First, I should say, I was a little nervous.  Not because I was worried about their production--- after all, they had made it to the state competition, so I knew that they obviously had worked hard and done well.  I was nervous because it's always a little nerve-wracking for a playwright to see how well their script does in competition.  I wanted it to serve this group well.  I wanted their decision to do my play, and work their hearts out on it, to be one that they didn't regret.  And, of course, as I had never seen a high school group do this particularly challenging play, I was desperate to see if the play itself worked as a performance piece.  No matter how proud I am of a script on the page, seeing if it works on its feet is a whole different story.

I am proud to say that I was blown away with what Cheverus did with the play.  Their costumes, set, lighting, and sound were all fantastic, and really brought together a stage picture that captured the mood and tone of the play.  It is a bit of an epic fantasy in forty minutes, and the teenage actors handled the heightened language with ease, and made it accessible.  It was clear they had studied the script, and the legends it portrays with a a serious eye for detail, and had internalized the feeling and themes throughout.  In short, they got it.  They knew what I was trying to say with the play, and served the intentions, while also making it their own.

They made this playwright very proud.

I must give special props to the added fight choreography, which helped to break-up and change the pace of a very dialogue heavy script.  Well done!

After their performance, I waited in their section of the audience to make their triumphant entrance after striking the set.  I shook all of their hands.  They were tired from a long day of travel, tech, and, now, the performance, but their smiles and appreciation for my support was evident, and meant a lot to me.  I shook each of their hands and thanked them, and had them sign my playbill, and then let them rest.  After all, it was their moment.  While I wrote the play, this was their production, and I wanted their experience at states to be about them, and not about the playwright.

Their director told me that it was the first time their school had ever made it to the state competition, which made me feel good, too.  Now, obviously, I know it wasn't my play that gave them the edge to make it to the state's, but, rather, their hard work and dedication, but it still felt good all the same to have my work represented there.

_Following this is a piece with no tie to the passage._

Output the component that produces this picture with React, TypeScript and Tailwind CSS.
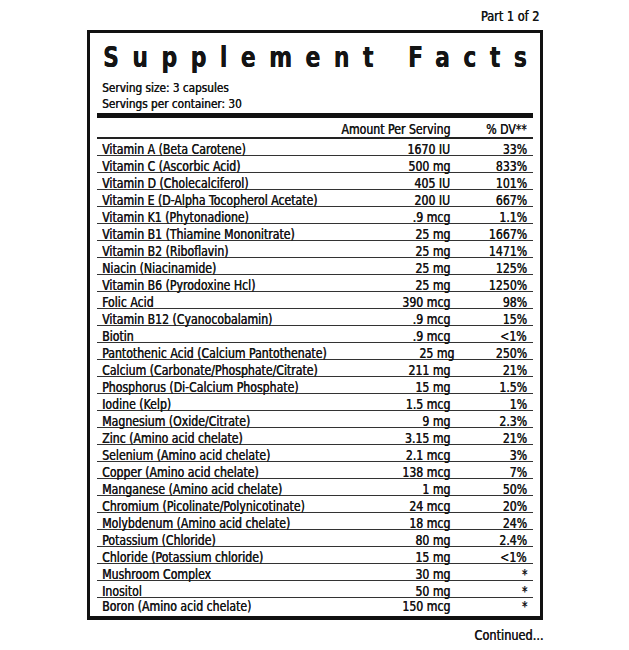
const rows: [string, string, string][] = [
  ['Vitamin A (Beta Carotene)', '1670 IU', '33%'],
  ['Vitamin C (Ascorbic Acid)', '500 mg', '833%'],
  ['Vitamin D (Cholecalciferol)', '405 IU', '101%'],
  ['Vitamin E (D-Alpha Tocopherol Acetate)', '200 IU', '667%'],
  ['Vitamin K1 (Phytonadione)', '.9 mcg', '1.1%'],
  ['Vitamin B1 (Thiamine Mononitrate)', '25 mg', '1667%'],
  ['Vitamin B2 (Riboflavin)', '25 mg', '1471%'],
  ['Niacin (Niacinamide)', '25 mg', '125%'],
  ['Vitamin B6 (Pyrodoxine Hcl)', '25 mg', '1250%'],
  ['Folic Acid', '390 mcg', '98%'],
  ['Vitamin B12 (Cyanocobalamin)', '.9 mcg', '15%'],
  ['Biotin', '.9 mcg', '<1%'],
  ['Pantothenic Acid (Calcium Pantothenate)', '25 mg', '250%'],
  ['Calcium (Carbonate/Phosphate/Citrate)', '211 mg', '21%'],
  ['Phosphorus (Di-Calcium Phosphate)', '15 mg', '1.5%'],
  ['Iodine (Kelp)', '1.5 mcg', '1%'],
  ['Magnesium (Oxide/Citrate)', '9 mg', '2.3%'],
  ['Zinc (Amino acid chelate)', '3.15 mg', '21%'],
  ['Selenium (Amino acid chelate)', '2.1 mcg', '3%'],
  ['Copper (Amino acid chelate)', '138 mcg', '7%'],
  ['Manganese (Amino acid chelate)', '1 mg', '50%'],
  ['Chromium (Picolinate/Polynicotinate)', '24 mcg', '20%'],
  ['Molybdenum (Amino acid chelate)', '18 mcg', '24%'],
  ['Potassium (Chloride)', '80 mg', '2.4%'],
  ['Chloride (Potassium chloride)', '15 mg', '<1%'],
  ['Mushroom Complex', '30 mg', '*'],
  ['Inositol', '50 mg', '*'],
  ['Boron (Amino acid chelate)', '150 mcg', '*'],
];

// condensed look: DejaVu Sans Condensed squeezed a bit more
const narrowL = 'inline-block whitespace-nowrap origin-left scale-x-[0.87]';
const narrowR = 'inline-block whitespace-nowrap origin-right scale-x-[0.87]';

export default function App() {
  return (
    <div className="w-[629px] h-[650px] bg-white text-[#141414] font-['DejaVu_Sans_Condensed','DejaVu_Sans',sans-serif] [text-shadow:0.45px_0_0_#141414]">
      <div className="h-[30px] pt-[7px] pr-[90px] text-right text-[14.5px] leading-[18px]">
        <span className={narrowR}>Part 1 of 2</span>
      </div>

      <div className="ml-[87px] w-[456px] border-[3px] border-b-[4px] border-[#111] px-[7px]">
        <h1 className="pl-[6px] pt-[11px] text-[28px] leading-[28px] font-bold [text-shadow:0.4px_0_0_#111]">
          <span className={narrowL + ' tracking-[15.5px]'}>Supplement Facts</span>
        </h1>
        <div className="pl-[5px] pt-[8px] text-[13px] leading-[15.5px]">
          <div>
            <span className="inline-block whitespace-nowrap origin-left scale-x-[0.9]">Serving size: 3 capsules</span>
          </div>
          <div>
            <span className="inline-block whitespace-nowrap origin-left scale-x-[0.9]">Servings per container: 30</span>
          </div>
        </div>

        <div className="mt-[2px] h-[5px] bg-[#111]" />

        <div className="flex items-end h-[21px] pb-[2px] border-b-2 border-[#222] text-[14px] leading-[12px]">
          <div className="flex-1" />
          <div className="w-[150px] text-right">
            <span className={narrowR}>Amount Per Serving</span>
          </div>
          <div className="w-[83px] pr-[6px] text-right">
            <span className={narrowR}>% DV**</span>
          </div>
        </div>

        {rows.map(([name, amount, dv], i) => (
          <div
            key={name}
            className={
              i === rows.length - 1
                ? 'flex items-end h-[18px] pb-[4px] pl-[5px] text-[14px] leading-[12px]'
                : 'flex items-end h-[17px] border-b border-[#333] pl-[5px] text-[14px] leading-[12px]'
            }
          >
            <div className="flex-1">
              <span className={narrowL}>{name}</span>
            </div>
            <div className="w-[100px] text-right">
              <span className={narrowR}>{amount}</span>
            </div>
            <div className="w-[83px] pr-[6px] text-right">
              <span className={narrowR}>{dv}</span>
            </div>
          </div>
        ))}
      </div>

      <div className="pt-[6px] pr-[86px] text-right text-[14.5px] leading-[18px]">
        <span className={narrowR}>Continued...</span>
      </div>
    </div>
  );
}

The other plays performing that evening were "Dogg's Hamlet", "The Dancers", and "A Doll's House".  I must confess, I couldn't help but smile at the fact that I was on a bill with Tom Stoppard, Horton Foote, and Ibsen.  That's something that doesn't happen for me very often.

So, once again, thank you to Cheverus High School for choosing my play, "The Dark Tower".  I hope it is something you will  always remember with fondness, just as I will always remember watching you perform this play that is so special to me.  Your production is a prime example of why I write for teenagers, and you definitely showed the audience that theater is, in fact, a sport.